All day long, as I work from the dining room table, I look out at the other apartments in our complex and try to build narratives for everyone I see. One woman, probably in her 60s or 70s, comes out other her porch in the late afternoon and jogs in place for a few minutes to enjoy the sunlight. There's another woman in her 40s who does some heartier exercises on her porch for 30+ minute a day. She and her family sometimes go down to the courtyard to kick around a soccer ball for a while. There's a young woman, probably 20s or 30s, who lives to the right of us who sits on a whicker chair smoking and talking on her cell phone multiple times a day. Next to her is a white-haired lady with black sequined curtains who likes to peer out at others, but quickly backs into her house if she thinks she is being spied on. The next floor up is a young couple who will sit on their patio furniture with their cat on occasion. I heard English being spoken from one of the top-floor apartments one day, but I didn't get a good look at the speakers.
I've already shared that I feel overall safer and better looked-after living in Poland than I think I would if I were in the United States, but I so badly wish I could have casual "this is crazy, huh?" conversations with people. One mother was out in the courtyard letting her kids run around for a bit and she was chatting with an older man peering down at her over his porch railing. I got the impression they didn't know each other, but were both just trying to get some fresh air after being cooped up for two long and getting some solace from having a conversation with someone who they didn't live with. Cameron is overall a great person to be isolated with, but even on a good day he's not much of a conversationalist and I so badly envied the spontaneous conversations that I was watching my neighbors have.

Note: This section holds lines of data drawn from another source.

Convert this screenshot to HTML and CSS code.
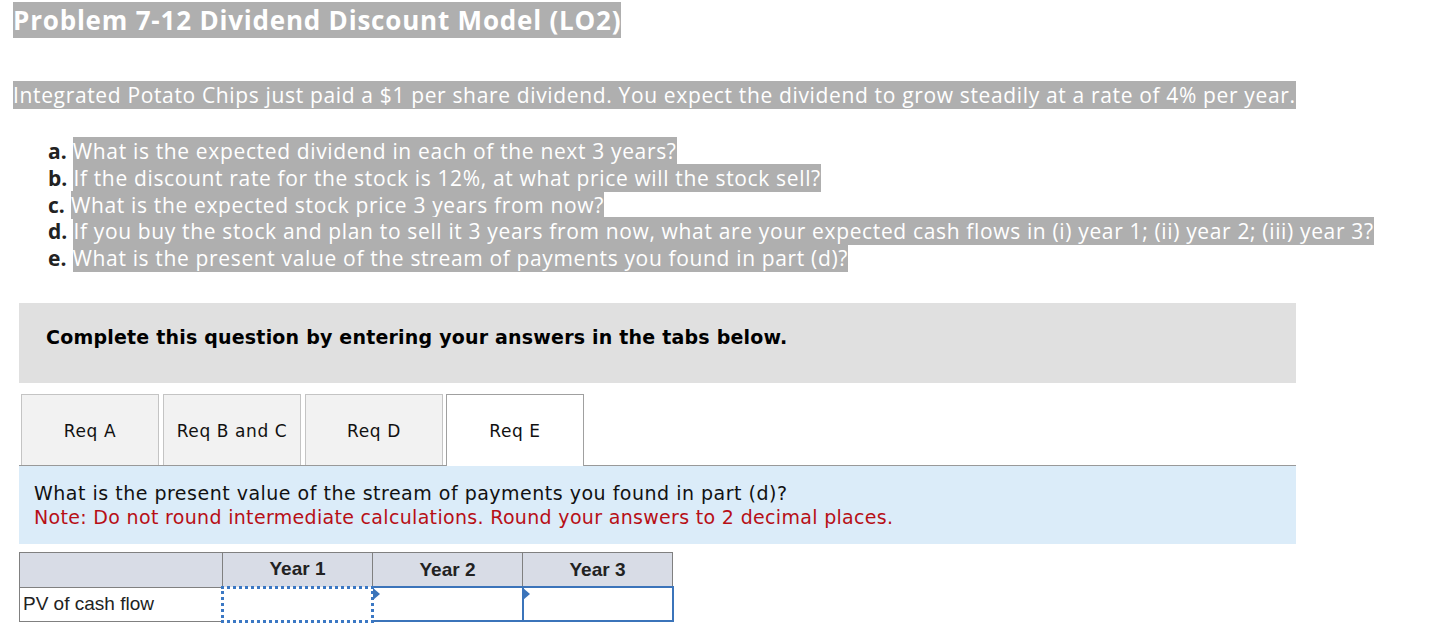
FILE: index.html
```html
<!DOCTYPE html>
<html lang="en">
<head>
    <meta charset="UTF-8">
    <title>Problem 7-12 Dividend Discount Model</title>
    <link rel="stylesheet" href="styles.css">
</head>
<body>
    <h1 class="title"><span>Problem 7-12 Dividend Discount Model (LO2)</span></h1>

    <p class="intro"><span>Integrated Potato Chips just paid a $1 per share dividend. You expect the dividend to grow steadily at a rate of 4% per year.</span></p>

    <ol class="parts">
        <li><b>a.</b> <span>What is the expected dividend in each of the next 3 years?</span></li>
        <li><b>b.</b> <span>If the discount rate for the stock is 12%, at what price will the stock sell?</span></li>
        <li><b>c.</b> <span>What is the expected stock price 3 years from now?</span></li>
        <li><b>d.</b> <span>If you buy the stock and plan to sell it 3 years from now, what are your expected cash flows in (i) year 1; (ii) year 2; (iii) year 3?</span></li>
        <li><b>e.</b> <span>What is the present value of the stream of payments you found in part (d)?</span></li>
    </ol>

    <div class="instructions">Complete this question by entering your answers in the tabs below.</div>

    <div class="tabs">
        <div class="tab">Req A</div>
        <div class="tab">Req B and C</div>
        <div class="tab">Req D</div>
        <div class="tab active">Req E</div>
    </div>

    <div class="panel">
        <div class="question">What is the present value of the stream of payments you found in part (d)?</div>
        <div class="note">Note: Do not round intermediate calculations. Round your answers to 2 decimal places.</div>
    </div>

    <table class="grid">
        <colgroup>
            <col class="c-label">
            <col class="c-year">
            <col class="c-year">
            <col class="c-year">
        </colgroup>
        <tr>
            <th class="label-col"></th>
            <th>Year 1</th>
            <th>Year 2</th>
            <th>Year 3</th>
        </tr>
        <tr>
            <td class="label-col">PV of cash flow</td>
            <td class="cell focused"></td>
            <td class="cell"><span class="marker"></span></td>
            <td class="cell"><span class="marker"></span></td>
        </tr>
    </table>
</body>
</html>
```

FILE: styles.css
```css
html, body {
    margin: 0;
    padding: 0;
}

body {
    background-color: #fff;
    color: #222;
    font-family: "Open Sans", Lato, Arial, sans-serif;
    padding-top: 3px;
}

.title {
    margin: 0 0 0 13px;
    font-size: 26px;
    font-weight: 700;
    letter-spacing: 0.8px;
    line-height: 34px;
}

.title span,
.intro span,
.parts span {
    background-color: #afafaf;
    color: #fff;
}

.intro {
    margin: 45px 0 0 13px;
    font-size: 21px;
    letter-spacing: 0.65px;
    line-height: 27px;
}

.parts {
    list-style: none;
    margin: 29px 0 0 48px;
    padding: 0;
    font-size: 21px;
    letter-spacing: 0.65px;
    line-height: 26.75px;
}

.parts b {
    color: #222;
    letter-spacing: 0;
}

.instructions {
    margin: 31px 0 0 19px;
    width: 1277px;
    height: 80px;
    box-sizing: border-box;
    padding: 22px 0 0 27px;
    background-color: #e0e0e0;
    font-family: "DejaVu Sans", Verdana, sans-serif;
    font-weight: bold;
    font-size: 19px;
    letter-spacing: 0.2px;
    line-height: 24px;
    color: #000;
}

.tabs {
    display: flex;
    gap: 4px;
    margin: 11px 0 0 21px;
    position: relative;
    z-index: 1;
}

.tab {
    width: 138px;
    height: 71px;
    box-sizing: border-box;
    border: 1px solid #c4c4c4;
    border-bottom: none;
    background-color: #f2f2f2;
    display: flex;
    align-items: center;
    justify-content: center;
    padding-top: 2px;
    font-family: "DejaVu Sans", Verdana, sans-serif;
    font-size: 17px;
    letter-spacing: 0.6px;
    color: #111;
}

.tab.active {
    background-color: #fff;
    border-color: #a0a0a0;
    margin-left: -1px;
    height: 72px;
    margin-bottom: -1px;
}

.panel {
    margin-left: 19px;
    width: 1277px;
    height: 79px;
    box-sizing: border-box;
    border-top: 1px solid #999;
    background-color: #dbecf9;
    padding: 15px 0 0 15px;
    font-family: "DejaVu Sans", Verdana, sans-serif;
    font-size: 19px;
    line-height: 24px;
}

.question {
    color: #111;
    letter-spacing: 0.5px;
}

.note {
    color: #b70f16;
    letter-spacing: 0.32px;
}

.grid {
    margin: 8px 0 0 19px;
    width: 654px;
    table-layout: fixed;
    border-collapse: collapse;
    font-family: "Liberation Sans", Arial, sans-serif;
}

.c-label {
    width: 203px;
}

.c-year {
    width: 150px;
}

.grid th,
.grid td {
    border: 1px solid #808080;
    padding: 0;
}

.grid th {
    background-color: #d8dce6;
    height: 33px;
    font-size: 19px;
    color: #222;
}

.grid td {
    height: 31px;
}

.grid .label-col {
    text-align: left;
    padding-left: 3px;
    font-size: 19px;
    color: #222;
}

.grid .cell {
    position: relative;
    border: 2px solid #3b74ba;
}

.grid .cell.focused {
    border: 3px dotted #3b78c4;
}

.marker {
    position: absolute;
    left: -1px;
    top: 0;
    width: 0;
    height: 0;
    border-top: 6px solid transparent;
    border-bottom: 6px solid transparent;
    border-left: 7px solid #3b74ba;
}
```
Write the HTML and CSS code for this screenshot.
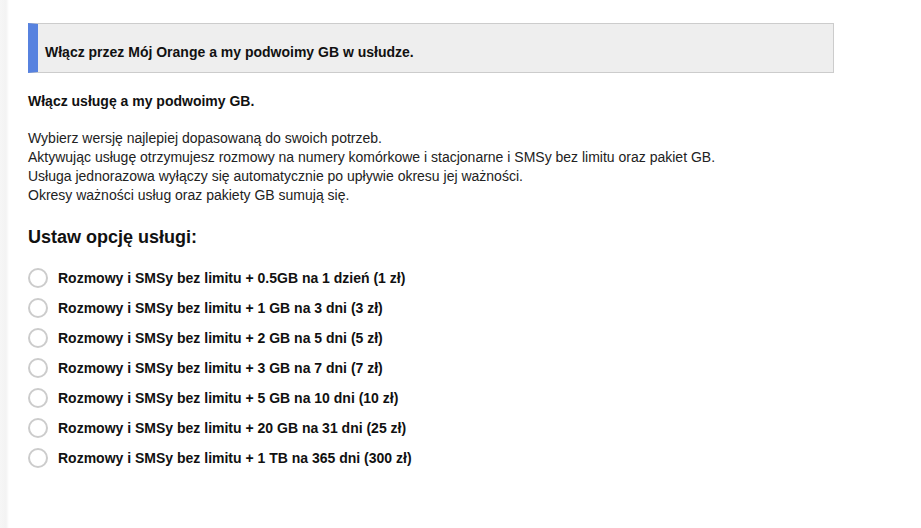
FILE: index.html
```html
<!DOCTYPE html>
<html lang="pl">
<head>
    <meta charset="UTF-8">
    <meta name="viewport" content="width=device-width, initial-scale=1.0">
    <title>Usługi - Mój Orange</title>
    <link rel="stylesheet" href="styles.css">
</head>
<body>
    <div class="page">
        <div class="notice">Włącz przez Mój Orange a my podwoimy GB w usłudze.</div>

        <p class="lead">Włącz usługę a my podwoimy GB.</p>

        <p class="info">
            Wybierz wersję najlepiej dopasowaną do swoich potrzeb.<br>
            Aktywując usługę otrzymujesz rozmowy na numery komórkowe i stacjonarne i SMSy bez limitu oraz pakiet GB.<br>
            Usługa jednorazowa wyłączy się automatycznie po upływie okresu jej ważności.<br>
            Okresy ważności usług oraz pakiety GB sumują się.
        </p>

        <h2>Ustaw opcję usługi:</h2>

        <form class="options">
            <label class="option"><input type="radio" name="opt"><span class="dot"></span>Rozmowy i SMSy bez limitu + 0.5GB na 1 dzień (1 zł)</label>
            <label class="option"><input type="radio" name="opt"><span class="dot"></span>Rozmowy i SMSy bez limitu + 1 GB na 3 dni (3 zł)</label>
            <label class="option"><input type="radio" name="opt"><span class="dot"></span>Rozmowy i SMSy bez limitu + 2 GB na 5 dni (5 zł)</label>
            <label class="option"><input type="radio" name="opt"><span class="dot"></span>Rozmowy i SMSy bez limitu + 3 GB na 7 dni (7 zł)</label>
            <label class="option"><input type="radio" name="opt"><span class="dot"></span>Rozmowy i SMSy bez limitu + 5 GB na 10 dni (10 zł)</label>
            <label class="option"><input type="radio" name="opt"><span class="dot"></span>Rozmowy i SMSy bez limitu + 20 GB na 31 dni (25 zł)</label>
            <label class="option"><input type="radio" name="opt"><span class="dot"></span>Rozmowy i SMSy bez limitu + 1 TB na 365 dni (300 zł)</label>
        </form>
    </div>
</body>
</html>
```

FILE: styles.css
```css
body {
    margin: 0;
    font-family: "Liberation Sans", Arial, sans-serif;
    font-size: 14px;
    color: #111;
    background: #fff linear-gradient(to right, #f6f6f6 0, #f3f3f3 6px, #fff 9px) no-repeat;
    min-height: 528px;
}

.page {
    width: 806px;
    padding: 23px 0 0 28px;
}

.notice {
    background-color: #eee;
    border: 1px solid #ccc;
    border-left: 10px solid #5782df;
    padding: 20px 10px 11px 7px;
    font-weight: bold;
    line-height: 17px;
}

.lead {
    margin: 20px 0 0;
    font-weight: bold;
    line-height: 17px;
}

.info {
    margin: 19px 0 0;
    line-height: 19px;
    color: #222;
}

h2 {
    margin: 21px 0 0;
    font-size: 18px;
    line-height: 22px;
}

.options {
    margin-top: 15px;
}

.option {
    display: flex;
    align-items: center;
    height: 30px;
    font-weight: bold;
    cursor: pointer;
}

.option input {
    display: none;
}

.dot {
    box-sizing: border-box;
    width: 20px;
    height: 20px;
    border: 2px solid #ccc;
    border-radius: 50%;
    margin-right: 10px;
}

.option input:checked + .dot {
    border: 6px solid #ff7900;
}
```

Of the five caricatures we all supposedly become, I'm disappointed that I'm most likely turning into a skunk. For me, there's no urgency. I don't feel obligated to change my outfits because I know exactly who I'll see. I don't need to fold my laundry because I know I'll have time to do it tomorrow, or the next day, or the day after that. I can keep hitting snooze because there isn't anything or anyone to wake up for. I think the hardest thing about staying home so much is the lack of surprise and spontaneity that naturally comes from interacting with the outside world. I should be using my indoor time to study Polish so that I can start to have those spontaneous conversations, but I'm just not able to motivate myself to do so.
I promise, I'm doing well. I'm happy, and healthy, and grateful that I have a routine to follow. I'm glad that I have space in my house to do jumping jacks and practice pirouettes. Cameron and I have made lots of new meals in the past few weeks and every few days we have a new batch of homemade bread. I've had time and reason to talk to family and friends who I hadn't spoken with in a few months. Netflix put out Tiger King and 100 Humans. Overall, my life is really good, but there are moments where I want to feel sorry for myself and cry, and I've decided that it's ok to to feel that way. I hope you, dear reader, are also doing well, and if it is good advice for you, just "pretend like you're Anne Frank."
My cousin sent me some childhood photos and we were playing a game of "what's that expression?" We decided that I'm being super sassy, Cara is begging for coins, and Jake is getting close to being fed up with us.
Sunday morning Bob Ross attempt. Cameron told me to not be too hard on myself because it looked "quite reasonable good."
Saturday morning Cameron and I woke up at 4:30 to go for a run/bike ride. We're not 100% positive we're allowed to go outside for exercise but we figured if we woke up before everyone else we wouldn't be causing any trouble.
It was really nice to be out in the woods for a little bit on our morning run/bike ride.